Evidence further shows that Whike Construction Co.'s bid was $35,760 lower than the next nearest bidder, further indicating that said bid was based on the 40-hour workweek.
On August 9, 1943 the War Manpower Commission placed into effect an order for a 48-hour workweek in said Canton area, and said contractors were given until September 9, 1943, to comply with said order. This order necessarily entailed additional expenses for overtime, taxes, and insurance not only to the principal contractor but to numerous subcontractors. When the roject was complete claim was made in the amount of $14,483.45 to reimburse the construction company and the subcontractors for this overtime, taxes, and insurance, made necessary by the additional 8 hours per week.
The committee has taken thi matter under consideration for considerable time, waiting on the outcome and the court's decision on an action brought in behalf of one of the larger subcontractors against this construction company. This suit was tried before the court of common pleas of Stark County, Ohio, January 14, 1948, which resulted in a verdict against the construction company, and said company was compelled to pay subcontractor the original claim of $2,381.33, plus 6 percent interest from December 19, 1943 which amounted to ovir $600. This case clearly indicated that the original contractor was liable for the overtime of the subcontractors, and the court held that the contractor alone was liable for the reason that there was no contract between the Housing Authority and the subcontractors. This was a test case and the contractor is now faced with suits on behalf of all the subcontractors' claims.
Evidence was also introduced that at the same time this housing project was being constructed there was a similar project under construction immediately across the street, known as the Canton housing project, No. OH-33036; that the same situation arose with this contractor, who was the Melbourne Construction Co., of Canton, Ohio, in regard to the 48-hour workweek and the overtime, taxes, and insurance made necessary by said Executive Order 9301; and that the Melbourne Construction Co. was paid by the Housing Authority for these additional costs. It is difficult for the committee to understand the discrepancy between the two claims, as both contracts were signed at exactly the same time and the claims for the overtime were also presented in the same manner.
The committee is satisfied that this claim is just and reasonable; that there was a contract between the Federal Housing Authority and the construction company to pay for this additional cost; and they recommend that said bill do pass.
NATIONAL HOUSING AGENCY,
Washington, D. C., July 25, 1946. Hon. Dan R. McGEHEE,
House of Representatives, Washington, D. C. MY DEAR CONGRESSMAN McGEHEE: This will supplement my letter of April 8 acknowledging your letter of April 1, requesting a report on H. R. 5954, a bill for the relief of George H. Whike Construction Co. We are enclosing a copy of a decision dated November 8, 1945, to Mr. Henderson H. Carson, attorney for the Whike Construction Co., from Mr. Philip M. Klutznick, Commissioner of Federal
Public Housing Authority, in which the position of FPHA denying the claim of the Whike Construction Co. is set forth in detail.

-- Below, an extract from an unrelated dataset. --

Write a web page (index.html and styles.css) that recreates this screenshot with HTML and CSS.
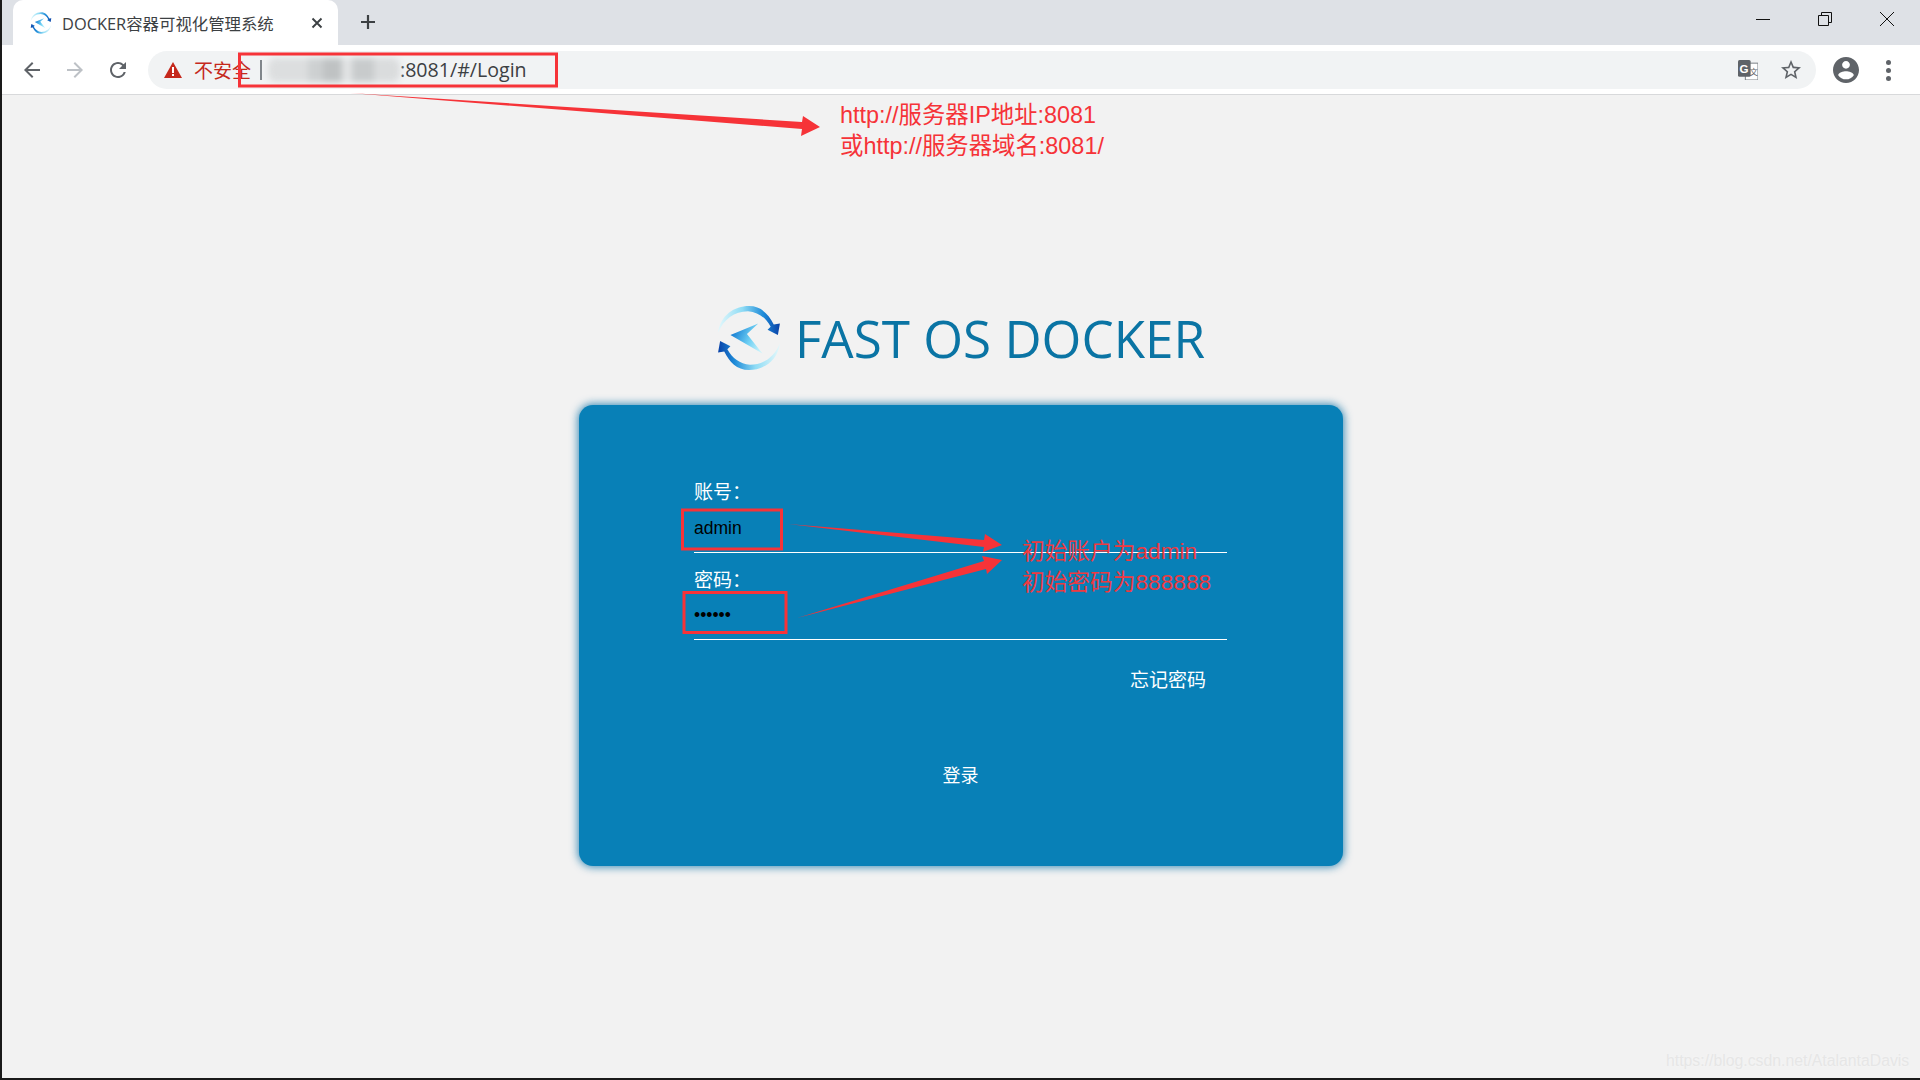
FILE: index.html
```html
<!DOCTYPE html>
<html lang="zh-CN">
<head>
<meta charset="UTF-8">
<meta name="viewport" content="width=device-width, initial-scale=1.0">
<title>DOCKER容器可视化管理系统</title>
<link rel="stylesheet" href="styles.css">
</head>
<body>
<svg class="defs" width="0" height="0">
    <defs>
        <linearGradient id="arcFill" gradientUnits="userSpaceOnUse" x1="1" y1="20" x2="60" y2="20">
            <stop offset="0" stop-color="#e4f8fb"/>
            <stop offset="0.4" stop-color="#8fdcf5"/>
            <stop offset="0.75" stop-color="#1d8ad8"/>
            <stop offset="1" stop-color="#0a45aa"/>
        </linearGradient>
        <linearGradient id="planeFill" gradientUnits="userSpaceOnUse" x1="13" y1="25" x2="44" y2="40">
            <stop offset="0" stop-color="#0a74cf"/>
            <stop offset="0.6" stop-color="#6fd0f4"/>
            <stop offset="1" stop-color="#c9f3fb"/>
        </linearGradient>
        <symbol id="logoMark" viewBox="0 0 62 64">
            <g id="logoArc">
                <path fill="url(#arcFill)" d="M1 27C3 10 17 1 31 1C43 1 50 9 55 19L61 18L59 29L49 24L52 21C47 12 40 7 30 6C17 6 6 14 1 27Z"/>
            </g>
            <use href="#logoArc" transform="rotate(180 31 32)"/>
            <path fill="url(#planeFill)" d="M40 18L13 29L44 47L29 28Z"/>
        </symbol>
    </defs>
</svg>

<div class="window">
    <div class="tabstrip">
        <div class="tab">
            <svg class="favicon"><use href="#logoMark"/></svg>
            <span class="tab_title">DOCKER容器可视化管理系统</span>
            <svg class="tab_close" viewBox="0 0 12 12"><path d="M1.5 1.5l9 9M10.5 1.5l-9 9"/></svg>
        </div>
        <svg class="new_tab" viewBox="0 0 16 16"><path d="M8 1v14M1 8h14"/></svg>
        <div class="win_btns">
            <svg viewBox="0 0 14 14"><path d="M0 7.5h14"/></svg>
            <svg viewBox="0 0 14 14"><path d="M.5 3.5h10v10H.5zM3.5 3.5V.5h10v10h-3"/></svg>
            <svg viewBox="0 0 14 14"><path d="M0 0l14 14M14 0L0 14"/></svg>
        </div>
    </div>

    <div class="toolbar">
        <div class="nav_btns">
            <svg viewBox="0 0 24 24"><path d="M20 11H7.83l5.59-5.59L12 4l-8 8 8 8 1.41-1.41L7.83 13H20v-2z"/></svg>
            <svg class="disabled" viewBox="0 0 24 24"><path d="M4 11h12.17l-5.59-5.59L12 4l8 8-8 8-1.41-1.41L16.17 13H4v-2z"/></svg>
            <svg viewBox="0 0 24 24"><path d="M17.65 6.35A7.958 7.958 0 0 0 12 4c-4.42 0-7.99 3.58-7.99 8s3.57 8 7.99 8c3.73 0 6.84-2.55 7.73-6h-2.08A5.99 5.99 0 0 1 12 18c-3.31 0-6-2.69-6-6s2.69-6 6-6c1.66 0 3.14.69 4.22 1.78L13 11h7V4l-2.35 2.35z"/></svg>
        </div>
        <div class="omnibox">
            <svg class="warn" viewBox="0 0 18 16"><path d="M9 0l9 16H0z"/><path class="warn_mark" d="M8 5h2v6H8zM8 12h2v2H8z"/></svg>
            <span class="insecure">不安全</span>
            <span class="divider"></span>
            <span class="blurred"></span>
            <span class="url">:8081/#/Login</span>
            <div class="omni_icons">
                <svg class="translate" viewBox="0 0 19 19">
                    <rect x="7" y="3" width="12" height="16" fill="#fff" stroke="#80868b"/>
                    <rect x="0" y="0" width="12" height="16" rx="1.5" fill="#5f6368"/>
                    <text x="1.5" y="12" class="tr_g">G</text>
                    <text x="11" y="14" class="tr_z">文</text>
                </svg>
                <svg class="star" viewBox="0 0 24 24"><path d="M22 9.24l-7.19-.62L12 2 9.19 8.63 2 9.24l5.46 4.73L5.82 21 12 17.27 18.18 21l-1.63-7.03L22 9.24zM12 15.4l-3.76 2.27 1-4.28-3.32-2.88 4.38-.38L12 6.1l1.71 4.04 4.38.38-3.32 2.88 1 4.28L12 15.4z"/></svg>
            </div>
        </div>
        <svg class="avatar" viewBox="2 2 20 20"><path d="M12 2C6.48 2 2 6.48 2 12s4.48 10 10 10 10-4.48 10-10S17.52 2 12 2zm0 3c1.66 0 3 1.34 3 3s-1.34 3-3 3-3-1.34-3-3 1.34-3 3-3zm0 14.2c-2.5 0-4.71-1.28-6-3.22.03-1.99 4-3.08 6-3.08 1.99 0 5.97 1.09 6 3.08-1.29 1.94-3.5 3.22-6 3.22z"/></svg>
        <div class="menu_dots"><i></i><i></i><i></i></div>
    </div>

    <div class="page">
        <div class="brand">
            <svg class="brand_logo"><use href="#logoMark"/></svg>
            <h1>FAST OS DOCKER</h1>
        </div>
        <form class="login_card">
            <label class="field">
                <span>账号：</span>
                <input type="text" value="admin">
            </label>
            <label class="field">
                <span>密码：</span>
                <input type="password" value="888888">
            </label>
            <a class="forgot">忘记密码</a>
            <a class="submit">登录</a>
        </form>
    </div>
</div>

<!-- 截图上的红色标注 -->
<svg class="marks" viewBox="0 0 1920 1080">
    <rect x="239.5" y="54" width="317" height="32"/>
    <rect x="682.5" y="510" width="99" height="39"/>
    <rect x="684" y="592.5" width="102" height="40"/>
    <polygon points="350,93 802,122 803,116 820,127 801,136 802,129"/>
    <polygon points="788,524 984,540 985,534 1002,545 983,552 984,547"/>
    <polygon points="797,618 984,561 982,556 1002,560 987,574 986,569"/>
</svg>
<div class="note note_url">http://服务器IP地址:8081<br>或http://服务器域名:8081/</div>
<div class="note note_login">初始账户为admin<br>初始密码为888888</div>
<div class="watermark">https://blog.csdn.net/AtalantaDavis</div>
</body>
</html>
```

FILE: styles.css
```css
* {margin: 0; padding: 0; box-sizing: border-box;}
html, body {height: 100%; overflow: hidden;}
body {font-family: "Open Sans", "Noto Sans CJK SC", sans-serif; background: #f2f2f2;}
.defs {position: absolute;}

.window {height: 1080px; display: flex; flex-direction: column; border-left: 2px solid #1a1a1a; border-bottom: 2px solid #1a1a1a;}

/* tab strip */
.tabstrip {height: 45px; flex: none; display: flex; align-items: center; padding-left: 11px; background: #dee1e6;}
.tab {width: 325px; height: 45px; display: flex; align-items: center; background: #fff; border-radius: 10px 10px 0 0; padding: 0 15px 0 17px;}
.favicon {width: 22px; height: 22px; flex: none;}
.tab_title {margin-left: 10px; font-size: 16.4px; color: #3c4043; white-space: nowrap;}
.tab_close {width: 12px; height: 12px; margin-left: auto; fill: none; stroke: #3c4043; stroke-width: 1.9;}
.new_tab {width: 16px; height: 16px; margin-left: 22px; margin-top: -1px; fill: none; stroke: #3c4043; stroke-width: 2.2;}
.win_btns {margin-left: auto; margin-top: -7px; padding-right: 26px; display: flex; gap: 48px;}
.win_btns svg {width: 14px; height: 14px; fill: none; stroke: #111; stroke-width: 1;}

/* toolbar */
.toolbar {height: 50px; flex: none; display: flex; align-items: flex-start; padding: 6px 0 0 18px; background: #fff; border-bottom: 1px solid #d8d9db;}
.nav_btns {display: flex; gap: 19px; padding-top: 7px;}
.nav_btns svg {width: 24px; height: 24px; fill: #5f6368;}
.nav_btns svg.disabled {fill: #bdc1c6;}
.omnibox {flex: 1; height: 38px; margin-left: 18px; display: flex; align-items: center; padding: 0 13px 0 16px; background: #f1f3f4; border-radius: 19px;}
.warn {width: 18px; height: 16px; flex: none; fill: #c5281c;}
.warn_mark {fill: #fff;}
.insecure {margin-left: 12px; font-size: 19px; color: #c5281c; white-space: nowrap;}
.divider {width: 2px; height: 20px; margin-left: 9px; background: #80868b;}
.blurred {width: 132px; height: 24px; margin-left: 6px; border-radius: 8px; filter: blur(3px);
    background: linear-gradient(90deg, #dcdedf 0 30%, #cdd0d1 30% 42%, #bfc2c3 42% 56%, #e2e4e5 56% 64%, #c8cbcc 64% 80%, #dadcdd 80% 100%);}
.url {margin-top: -1px; font-size: 19.6px; color: #3c4043; white-space: nowrap;}
.omni_icons {margin-left: auto; display: flex; align-items: center; gap: 21px;}
.translate {width: 20px; height: 20px;}
.star {width: 24px; height: 24px; fill: #5f6368;}
.tr_g {font: bold 11px "Liberation Sans", sans-serif; fill: #fff;}
.tr_z {font: 8px "Noto Sans CJK SC", sans-serif; fill: #5f6368;}
.avatar {width: 26px; height: 26px; margin: 6px 0 0 17px; fill: #5f6368;}
.menu_dots {display: flex; flex-direction: column; gap: 3px; margin: 9px 0 0 27px; padding-right: 29px;}
.menu_dots i {width: 5px; height: 5px; border-radius: 50%; background: #5f6368;}

/* login page */
.page {flex: 1; display: flex; flex-direction: column; align-items: center; padding-top: 211px; background: #f2f2f2;}
.brand {display: flex; align-items: center; gap: 14px; height: 64px;}
.brand_logo {width: 64px; height: 66px; flex: none;}
.brand h1 {font-size: 51.2px; font-weight: 400; color: #0a74a4; white-space: nowrap;}
.login_card {width: 764px; height: 461px; margin-top: 35px; padding: 76px 116px 0 115px; display: flex; flex-direction: column;
    background: #0880b7; border-radius: 14px; box-shadow: 0 0 8px 1px rgba(8, 110, 165, .8); color: #fff;}
.field {display: flex; flex-direction: column; margin-bottom: 16px;}
.field span {font-size: 19px; line-height: 22px;}
.field input {height: 50px; padding-top: 1px; border: 0; border-bottom: 1px solid #fff; background: transparent; outline: 0; color: #000; font: 17.5px "Liberation Sans", sans-serif;}
.field + .field input {height: 49px;}
.forgot {align-self: flex-end; margin: 11px 21px 0 0; font-size: 19px; line-height: 26px;}
.submit {align-self: center; margin-top: 69px; font-size: 18px; line-height: 26px;}

/* annotations drawn over the screenshot */
.marks {position: absolute; top: 0; left: 0; width: 1920px; height: 1080px; pointer-events: none;}
.marks rect {fill: none; stroke: #f63338; stroke-width: 3;}
.marks polygon {fill: #f63338;}
.note {position: absolute; line-height: 31px; white-space: nowrap; font-family: "Liberation Sans", "Noto Sans CJK SC", sans-serif;}
.note_url {left: 840px; top: 100px; font-size: 23.4px; color: #f63338;}
.note_login {left: 1022px; top: 536px; font-size: 22.7px; color: #ee3a41;}
.watermark {position: absolute; left: 1666px; top: 1052px; font: 15.8px "Liberation Sans", sans-serif; color: #e6e6e6; text-shadow: 0 0 2px #f7f7f7;}
```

A substantial number of contractors have claimed extra costs in connection with overtime work as a result of compliance with Executive Order 9301. The position of FPHA has uniformly been that compliance with Executive Order 9301 does not give any contractor any remedy against the FPH A because the issuance of Executive Order 9301 was a sovereign act of the Government which imposed no legal liability on the FPHA, no matter what injury may have been done to the contractor,
The FPHA recognizes that there might be certain instances where payment of these claims would in equity be desirable. All claims arising under this Executive order may be placed in three broad categories. The first is the case where the contractor computed his bid on the basis of a 40-hour week and where the contractor, in fact, could have completed his work within the contract time, working on a 40-hour week. We were of the opinion that, under such circumstances, the Government should in equity pay the additional costs. The second category is where the contractor computed his bid upon a 40-hour-week basis, but for one reason or another, would have had to work 48 hours per week in order to complete his contract within the contract time, or would have had to pay liquidated damages. Such contractors are not in equity entitled to receive extra compensation. The third category is the case where the contractor expected to work 48 or more hours per week and, of course, in this case the contractor was in no manner injured by the issuance of Executive Order 9301.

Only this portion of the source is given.